Law enforcement cracking down on drug impaired drivers

KANSAS CITY, Mo. — On a day often associated with marijuana, 4/20, local and state law enforcement from six states announced they’ll be cracking down on drivers under the influence of drugs.

The new campaign "Drive High, Kiss Your License Goodbye!" is a new partnership with law enforcement and the National Highway Traffic Safety Administration to enforce zero tolerance for drug-impaired driving.

In many states across the country, there’s been an increase in deadly traffic crashes involving drugs like marijuana. 

Now, several states including Kansas and Missouri are increasing efforts to get drug-impaired drivers off of the roads.

The laws regarding marijuana use vary from state to state, but once you get behind the wheel, it doesn't matter where you are driving, it’s illegal to be under the influence of the drug.
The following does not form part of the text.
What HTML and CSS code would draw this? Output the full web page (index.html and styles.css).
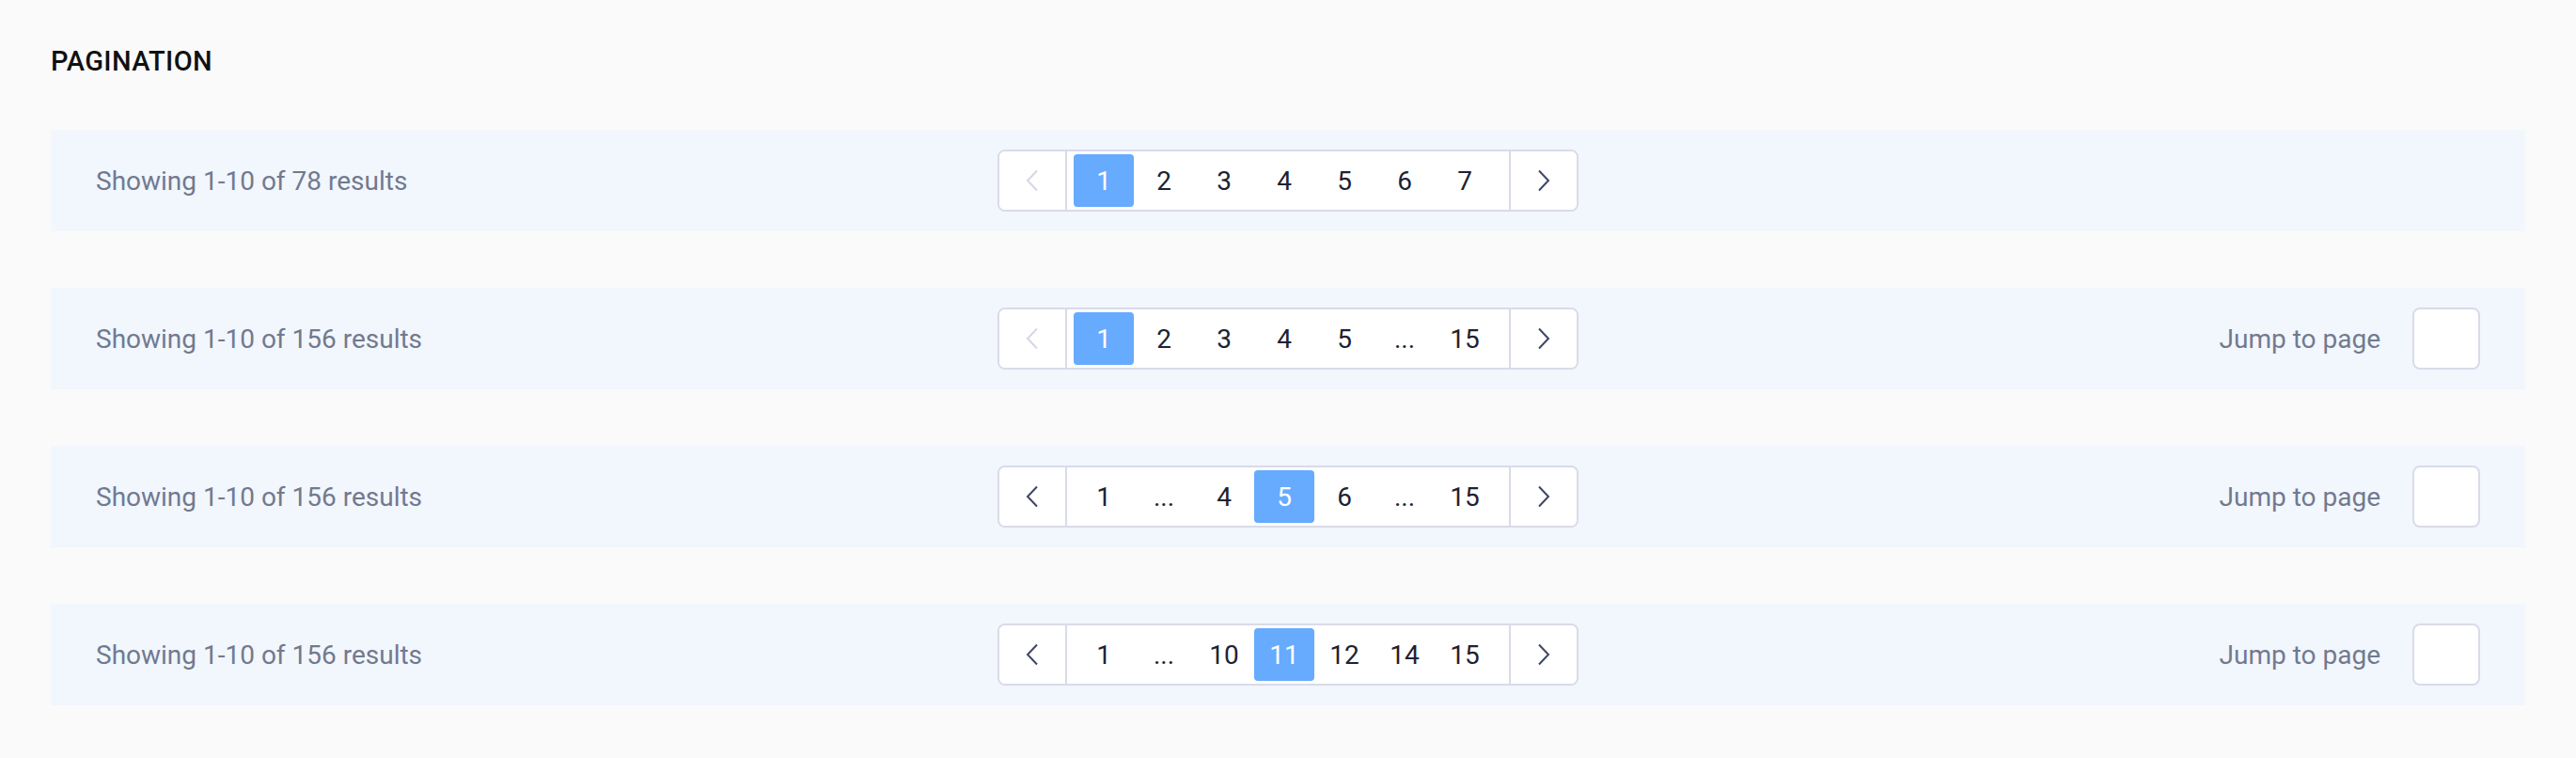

In Missouri, there’s been a substantial increase in deadly crashes involving drivers under the influence of drugs.

“More so now than ever before,” said Sgt. Colin Stosberg with the Missouri Highway Patrol.

The most recent data available shows that more than 5 out of 20 deadly crashes or 26.4 percent in Missouri involved a driver that tested positive for cannabinoids, THC or marijuana. That’s up from 3 out of 20 or 14.6 percent in 2006.

“The thing about today’s marijuana… it’s a lot different than when I was in high school and college and even early in my career because the THC levels are reaching all-time highs,” said Stosberg.

THC is the chemical that causes most of the psychological effects of marijuana.

Deadly crashes involving drivers testing positive for THC has increased 12.2 percent since 2006.

In 2006, there was 1 deadly crash in Missouri involving a driver impaired by THC. In 2016, there were 107.

In Kansas, there’s been a decrease in the overall amount of deadly crashes involving these drugs after a sharp increase back in 2014.

When law enforcement looks for drug impairment, it often looks like alcohol impairment. Which is why there are Troopers trained specifically to see the difference.

“Drug Recognition Expert will be able to assist that officer in identifying what’s causing that impairment,” said Lt. Michael Halford, Drug Recognition Expert with the Missouri Highway Patrol.

While there are experts, they’d rather not have to use their skills.

Stosberg says if you drive under the influence of anything, you better be willing to pay.

“Right now, the going rate on a DWI is about $10,000 by the time its bought and paid for and if you find yourself in a crash… you’ll pay for it for the rest of your life is someone’s injured or killed,” said Stosberg.